Шрифт:
Интервал:
Закладка:
К 1928 году к финансированию Демократической партии (контроль над которой после поражения Дэвиса на выборах 1924 года полностью перешел к Таммани-холлу) подключилась семья Дюпонов в лице Джона Раскоба, финансового директора компаний DuPont и General Motors. В результате предвыборные фонды республиканцев и демократов впервые оказались сопоставимы[126], что, впрочем, не помешало республиканскому кандидату Герберту Гуверу, с 1921, года работавшему министром торговли в администрациях предыдущих президентов, одержать убедительную победу[127]. Тем не менее о единстве правящей элиты, очевидном в 1920 году, говорить больше не приходилось — налицо была нарастающая напряженность, обещавшая уже к следующим выборам вылиться в открытую схватку.
Однако политика не всегда имеет первенство над экономикой. В медленную эволюцию элитных раскладов вмешалось второе, куда более серьезное последствие кредитной экспансии 1920-х: мировой финансовый, а затем и экономический кризис. К середине 1929 года рыночные ставки по кредитам выросли до 7,75 % годовых[128], ясно показывая перегрев экономики (стремление занимать под любой процент в расчете на будущие прибыли). В августе началась стагнация на основных промышленных рынках — строительстве, стали и автомобилей. 3 сентября американский фондовый рынок достиг максимума в 381,7 пункта по индексу Доу-Джонса, после чего начал серьезную коррекцию[129]. В «черный четверг» 24 октября 1929 года индекс упал на 11 %, за ним последовали «черный понедельник» 28 октября (13 %) и «черный вторник» 29 октября (еще 12 %). За несколько дней рынок уничтожил треть капиталов, вложенных в акции, чем создал потенциальные проблемы для банков[130], ведь эти самые акции лежали там в качестве обеспечения по некоторым кредитам. Американская экономика вступила в очередную рецессию, от которых основательно отвыкла за 8 лет процветания.
Поначалу проблемы в экономике казались не такими уж и серьезными. За первые полгода, к весне 1930 года безработица выросла всего до 6,5 % — сравните с 10 %, достигнутыми в 1920 году. Фондовый рынок отыграл около трети своего падения, так что казалось, что проблемы позади. К концу 1930 года безработица составила 8,7 %, что также не было чем-то необычным; можно было надеяться, что после 10 % наступит перелом и рецессия закончится точно так же, как и большинство предыдущих — через полтора года после начала.
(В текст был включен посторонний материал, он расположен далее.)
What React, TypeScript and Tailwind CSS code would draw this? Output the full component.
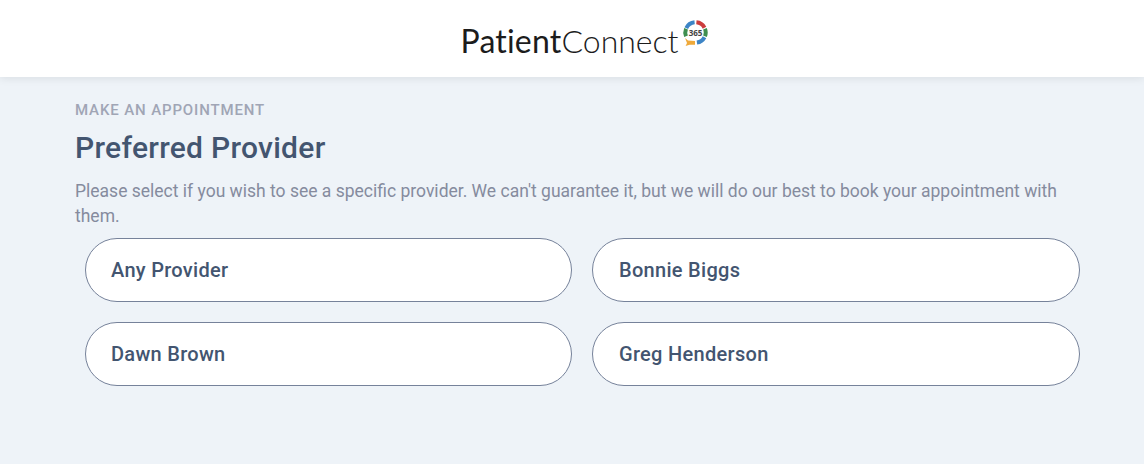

Однако кризис и не думал заканчиваться. Собственно, настоящий кризис, так называемый дефляционный шок (вспомним 2008 год), начался как раз в марте-апреле 1930-го. В течение этого года по всей стране начали возникать «гувервилли», стихийные поселки американцев, потерявших свои дома из-за невозможности платить по кредиту. В декабре обанкротился довольно крупный, и что более существенно, нью-йоркский[131] банк с громким названием Bank of United States. В феврале вместо ожидаемого перелома ситуация ухудшилась настолько, что в Миннеаполисе произошел первый (но далеко не последний) голодный бунт: сотни людей побили стекла в супермаркете и вынесли все содержимое.
В мае выяснилось, что экономический кризис носит мировой характер: в Австрии обанкротился крупнейший банк страны «Кредитанштальт», а заодно и само австрийское правительство. В балансах европейских банков образовалась дыра, закрыть которую в условиях действовавшего золотого стандарта оказалось невозможно — резервы были значительно меньше обязательств. Попытки спасти золотой стандарт, предпринятые группой Моргана и Банком Англии, ни к чему не привели, и 21 сентября 1931 года Англия отказалась платить золотом по своим обязательствам. Фунт стерлингов мгновенно потерял 30 % стоимости, и всем финансистам стало ясно, что отныне «только золото — деньги». Поскольку доллар еще оставался свободно конвертируемым, в течение месяца золотые резервы ФРС США сократились на 25 %; чтобы остановить «утечку золота», в октябре ФРС пришлось ужесточить денежную политику, что создало банкам дополнительные проблемы[132].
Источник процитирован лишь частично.